Rev. Susan Russell of All Saints Church in Pasadena, Calif., is a member of the Human Rights Campaign's Religion Council and also spoke to the importance of LGBT people speaking out against the targeting of Muslim people.

"We're not going to overcome intolerance by exercising bigotry against those who are different than us," Russell said. "If we allow that to happen, we allow those in power to continue to divide and polarize us. But if we come together, we become the majority, and then it's not only the right thing to do, but it's the smart thing to do."

Russell hopes that the explosion of media coverage of anti-Muslim discrimination around the Downtown Manhattan mosque could prove inadvertently helpful in calling progressive LGBT people to arms in forging a coalition with Muslim Americans, mending what's been a largely tenuous relationship to date.

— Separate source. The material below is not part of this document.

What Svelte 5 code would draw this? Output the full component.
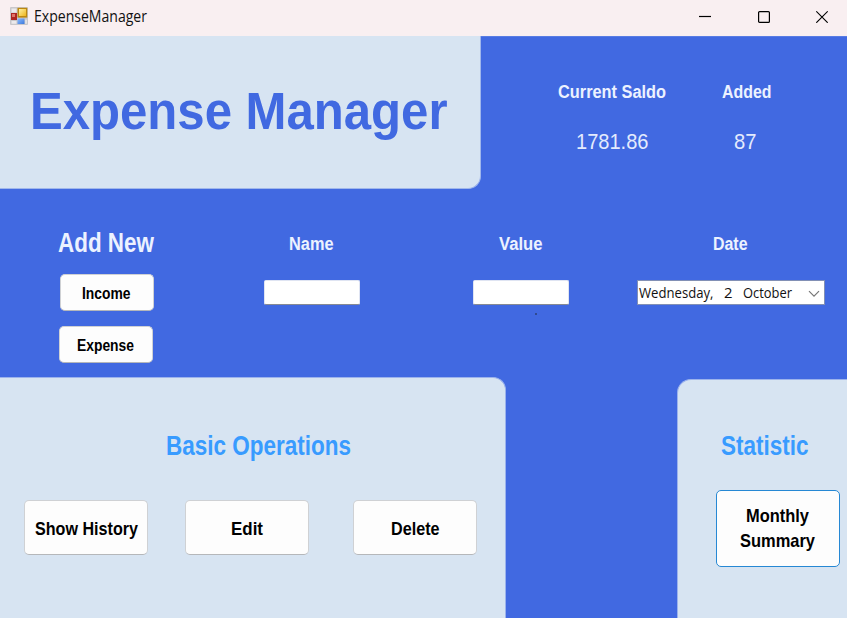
<script>
  const operations = [
    { text: 'Show History', width: 103, offset: 0 },
    { text: 'Edit', width: 32, offset: -1 },
    { text: 'Delete', width: 48.5, offset: -0.5 }
  ];
</script>

{#snippet label(text, width, size, height, baseline, kind)}
  <svg class="label {kind}" {width} {height} aria-label={text}>
    <text x="0" y={baseline} font-size={size} textLength={width} lengthAdjust="spacingAndGlyphs">{text}</text>
  </svg>
{/snippet}

<div class="window">
  <header class="titlebar">
    <svg class="appicon" width="18" height="18" viewBox="0 0 18 18">
      <defs>
        <linearGradient id="gold" x2="1" y2="1"><stop stop-color="#fff0a0" /><stop offset="1" stop-color="#eeb51c" /></linearGradient>
        <linearGradient id="sky" x2="1" y2="1"><stop stop-color="#8cbcff" /><stop offset="1" stop-color="#3c78dc" /></linearGradient>
      </defs>
      <rect width="18" height="18" rx="1" fill="#c9c7ca" />
      <path d="M1.5 1.5h5v4h-5zM1.5 14h5v2.7h-5zM15.3 12.7h1.5v4h-1.5z" fill="#eceaec" />
      <rect x="1" y="6" width="6" height="7" fill="#ad2622" />
      <rect x="2" y="7" width="3" height="3" fill="#df7468" />
      <rect x="7.5" y=".8" width="9.8" height="9.8" fill="#bd8710" />
      <rect x="9" y="2" width="7" height="7" fill="url(#gold)" />
      <rect x="7.5" y="11.5" width="7" height="5.5" fill="url(#sky)" />
    </svg>
    {@render label('ExpenseManager', 113, 15.4, 24, 16, 'system')}
    <div class="controls">
      <svg width="12" height="13" viewBox="0 0 12 13"><path d="M0 6.5h12" /></svg>
      <svg width="12" height="13" viewBox="0 0 12 13"><rect x=".6" y="1.6" width="10.8" height="10.8" rx="1" /></svg>
      <svg width="12" height="13" viewBox="0 0 12 13"><path d="M.3 1.3l11.4 11.4M11.7 1.3L.3 12.7" /></svg>
    </div>
  </header>

  <section class="hero">
    <div class="brand">{@render label('Expense Manager', 417.5, 51, 60, 48, 'bold royal')}</div>
    <div class="summary-top">
      <div class="stat saldo">
        {@render label('Current Saldo', 108, 18.7, 26, 18, 'bold pale')}
        {@render label('1781.86', 72.5, 21.3, 28, 20.5, 'thin')}
      </div>
      <div class="stat added">
        {@render label('Added', 49.5, 18.7, 26, 18, 'bold pale')}
        {@render label('87', 22.5, 21.3, 28, 20.5, 'thin')}
      </div>
    </div>
  </section>

  <section class="entry">
    <div class="add">
      {@render label('Add New', 96, 26.8, 32, 23, 'bold pale')}
      <button class="small income">{@render label('Income', 48.5, 16.4, 22, 16.5, 'bold')}</button>
      <button class="small">{@render label('Expense', 57, 16.4, 22, 16.5, 'bold')}</button>
    </div>
    <div class="field name">
      {@render label('Name', 44.5, 18, 24, 17.7, 'bold pale')}
      <input aria-label="Name" />
    </div>
    <div class="field value">
      {@render label('Value', 43.5, 18, 24, 17.7, 'bold pale')}
      <input aria-label="Value" />
      <i class="mark"></i>
    </div>
    <div class="field date">
      {@render label('Date', 34.5, 18, 24, 17.7, 'bold pale')}
      <div class="picker">
        {@render label('Wednesday,', 74.5, 15.2, 22, 16.5, 'system')}
        {@render label('2', 8.5, 15.2, 22, 16.5, 'system')}
        {@render label('October', 49, 15.2, 22, 16.5, 'system')}
        <svg class="chevron" width="12" height="8" viewBox="0 0 12 8"><path d="M1 1.2l5 5 5-5" /></svg>
      </div>
    </div>
  </section>

  <section class="bottom">
    <div class="panel ops">
      {@render label('Basic Operations', 185, 26.8, 34, 25, 'bold dodger')}
      <div class="buttons">
        {#each operations as op}
          <button class="large" style="--shift: {op.offset}px">{@render label(op.text, op.width, 18.5, 24, 18.7, 'bold')}</button>
        {/each}
      </div>
    </div>
    <div class="panel statistic">
      {@render label('Statistic', 87.5, 26.8, 34, 25, 'bold dodger')}
      <button class="summary">
        {@render label('Monthly', 63, 18.5, 25, 18.2, 'bold')}
        {@render label('Summary', 75, 18.5, 25, 18.2, 'bold')}
      </button>
    </div>
  </section>
</div>

<style>
  :global(body) { margin: 0; overflow: hidden; }
  * { box-sizing: border-box; }
  .window {
    width: 847px;
    height: 618px;
    display: flex;
    flex-direction: column;
    background: #4169e1;
    overflow: hidden;
  }
  svg { display: block; flex: none; }
  .label { overflow: visible; fill: #000; font-family: "Liberation Sans", Arial, sans-serif; }
  .bold { font-weight: 700; }
  .pale { fill: #ecf2ff; }
  .thin { fill: #e4ebfd; }
  .royal { fill: #4169e1; }
  .dodger { fill: #389bff; }
  .system { font-family: "Open Sans", "Noto Sans", sans-serif; fill: #111; }

  .titlebar {
    height: 36px;
    flex: none;
    display: flex;
    align-items: flex-start;
    background: #f9eff1;
    padding: 7px 19px 0 10px;
  }
  .titlebar .label { margin: -1px 0 0 5.5px; }
  .controls { margin: 3px 0 0 auto; display: flex; gap: 46.5px; }
  .controls svg { fill: none; stroke: #000; stroke-width: 1.2; }

  .hero { height: 153px; flex: none; display: flex; }
  .brand {
    width: 481px;
    height: 153px;
    padding: 44.5px 0 0 29.5px;
    background: #d7e4f2;
    border: solid #a0b7ec;
    border-width: 0 1px 1px 0;
    border-bottom-right-radius: 13px;
  }
  .summary-top { flex: 1; display: flex; border-top: 1px solid #587ce4; }
  .stat { display: flex; flex-direction: column; align-items: center; gap: 22px; padding-top: 43px; }
  .saldo { margin: 0 56px 0 76.5px; }
  .saldo .thin { margin-left: 1px; }
  .added .thin { margin-right: 2.5px; }

  .entry { height: 188px; flex: none; display: flex; }
  .add { width: 264px; padding: 40px 0 0 58px; }
  button { font: inherit; padding: 0; background: #fdfdfd; border: 1px solid #cfd1d4; border-bottom-color: #b5b7ba; border-radius: 5px; display: flex; align-items: center; justify-content: center; }
  .small { width: 94px; height: 37px; margin: 15px 0 0 1px; }
  .small .label { margin-left: -2px; }
  .income { margin: 13px 0 0 2px; }
  .field { display: flex; flex-direction: column; align-items: center; padding-top: 43px; }
  .field > .label { margin-left: -1.5px; }
  .name { width: 96px; }
  .value { width: 96px; margin-left: 113px; }
  .date { width: 188px; margin-left: 68px; }
  input { width: 96px; height: 25px; margin-top: 24px; padding: 0 4px; background: #fff; border: 1px solid #dfe4f2; border-bottom-color: #868a94; border-radius: 2px; outline: none; }
  .mark { width: 2px; height: 2px; margin: 8px 0 0 29px; background: #304a91; }
  .picker { width: 188px; height: 25px; margin-top: 24px; display: flex; background: #fff; border: 1px solid #8290b5; padding-left: 1px; }
  .picker .label + .label { margin-left: 10.5px; }
  .picker .chevron { margin: 9px 0 0 16px; fill: none; stroke: #777; stroke-width: 1.2; }

  .bottom { flex: 1; display: flex; justify-content: space-between; }
  .panel { background: #d7e4f2; border: 0 solid #9cb3ec; }
  .ops { width: 506px; padding: 52px 0 0 24px; border-width: 1px 1px 0 0; border-top-right-radius: 13px; }
  .ops > .label { margin-left: 142px; }
  .buttons { display: flex; margin-top: 36px; }
  .large { width: 124px; height: 55px; }
  .large:nth-child(2) { margin-left: 37px; }
  .large:nth-child(3) { margin-left: 44px; }
  .large .label { margin-left: var(--shift); }
  .statistic { width: 170px; margin-top: 2px; padding: 50px 0 0 37.5px; border-width: 1px 0 0 1px; border-top-left-radius: 14px; }
  .statistic > .label { margin-left: 5px; }
  .summary { flex-direction: column; width: 124px; height: 77px; margin-top: 26px; border-color: #2688d4; }
  .summary .label { margin-left: -1px; }
</style>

"As difficult as the last month has been, I think that kind of radical fringe energy has in some ways served as a wake-up call," Russell added. "We don't want our country back, we want it forward, and we won't be able to move forward while we're being divided against each other."

It seems clear that forging a bond between LGBT and Muslim Americans is an effort that's only now beginning. It's still one requiring much fence mending -- on both sides. And it is incumbent upon queer people worldwide to continue to challenge persecution of gays wherever it happens, Muslim-majority nations included.

The earnest effort recalls early steps by the queer community to work in concert with groups like the NAACP, whose leader just this month took the first steps of any president of the group into an LGBT community center in New York. As gay men and lesbians try to come to terms with, work with, and even fight for, communities of faith, it may be seen as increasingly influential part of queer Americans' ongoing quest for broader acceptance and legal protection.

It's an effort that will require a resistance to stereotyping and an emphasis on education and compassion each step of the way. From all involved.